You're likely losing money to forgotten subscriptions you don't even use. A dedicated app can automatically find these recurring payments and alert you before you get charged, helping you cancel what you don't need.

An App To Track Recurring Payments

You have a leak.

Money is seeping out of your bank account right now. It’s not a lot, maybe $8.99 here or $14.99 there. A charge you forgot about, a free trial that expired, a service whose price crept up without you noticing. We’re all paying for things on autopilot.

Most people underestimate their monthly subscription spend by a huge margin. A spreadsheet seems like a good idea until you forget to update it for a few weeks. And a spreadsheet won't ping you before a charge hits. You need a dedicated app.

Automatic vs. Manual Trackers

These apps generally come in two types.

  1. Bank-Connected (Automatic): These link to your bank and credit cards to find recurring charges automatically.
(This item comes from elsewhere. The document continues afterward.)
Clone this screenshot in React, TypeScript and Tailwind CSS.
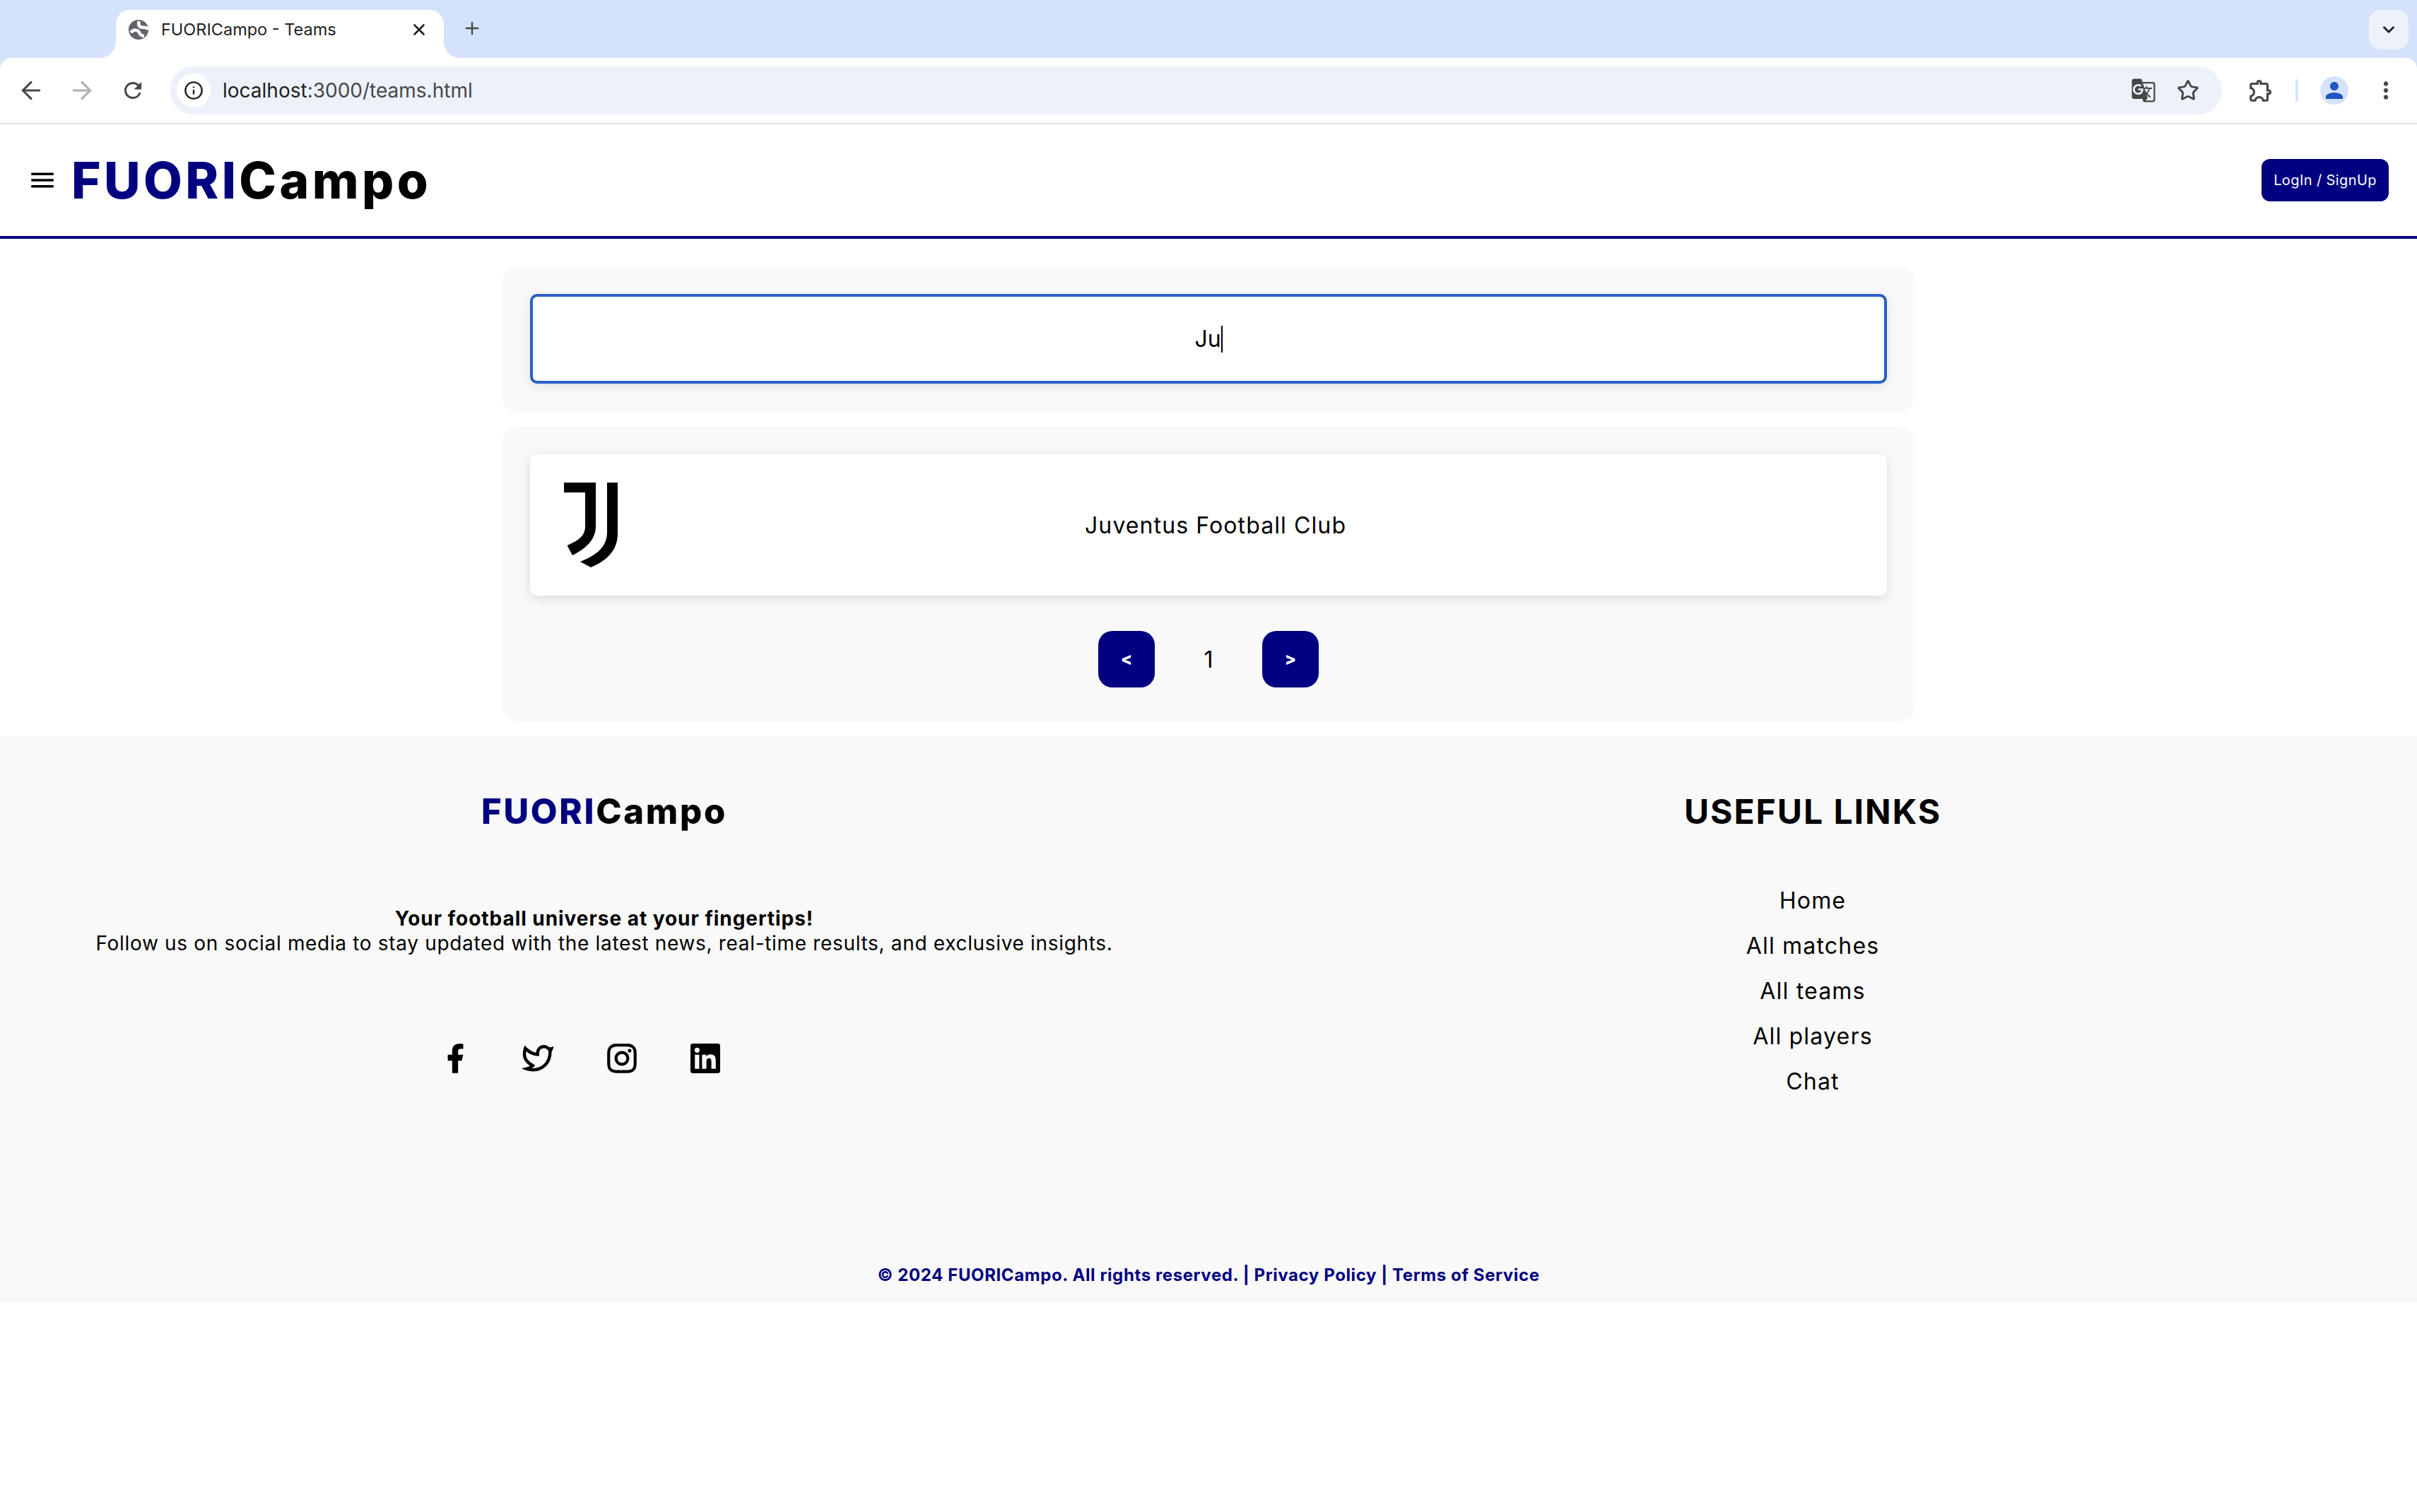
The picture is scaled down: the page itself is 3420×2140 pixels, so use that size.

Apps like Rocket Money and Monarch Money scan your transaction history and flag anything that looks like a subscription, from your gym membership to that cloud storage you don't use anymore.
  2. Manual Entry (Private): If you'd rather not give an app access to your bank data, manual trackers are the way to go. You enter your subscriptions, their costs, and their billing cycles yourself. It takes more setup, but it’s completely private.

The automatic route is great for discovery. I had a friend who swore he had maybe five subscriptions. He connected his accounts to an app and at 4:17 PM, sitting in his 2011 Honda Civic, he found seventeen. Seventeen. One was for a genealogy website he’d used once to settle a bet about a great-uncle. He’d been paying for it for two years.

But the manual route gives you more control. You feel the cost of a subscription a lot more when you have to type it in yourself.

What to Look For

Don't get distracted by flashy dashboards. You really only need a few things to work well.

Renewal Alerts. This is the feature that actually saves you money. A good app will notify you a few days before a payment is due, giving you time to cancel. This is especially important for those big annual subscriptions that are so easy to forget.

Spending Analytics. Seeing a list is one thing. Seeing that your five video streaming services add up to over $900 a year is another. Good apps show you totals by week, month, and year so you can see the real cost.

Cancellation Help. Some premium services, like Rocket Money, will try to cancel subscriptions for you. This can be a lifesaver when companies make it intentionally hard to find the "unsubscribe" button.

Recurring Payments Income - Netflix: $15.49 - Spotify: $10.99 - Gym: $45.00 - Forgotten Trial: $29.99 - Cloud Storage: $9.99 - Rent: $1850.00

Where to Start

If you want the easiest, most comprehensive view and you're in the US, start with Rocket Money's free tier. It connects to your bank, finds everything automatically, and gives you a clear picture of the damage. You can decide later if you need their premium cancellation services.

For a more all-in-one finance tool that also tracks subscriptions, Monarch Money is a strong contender. It's built for budgeting, tracking investments, and seeing your whole financial life in one place.

If you refuse to connect your bank account to an app, look at a manual tracker like Trider. You get the same core benefits of reminders and spending totals, just with more upfront work. It forces a certain kind of discipline.

The point isn’t which app you choose. It’s just to choose one and get started. The leaks are small, but they add up.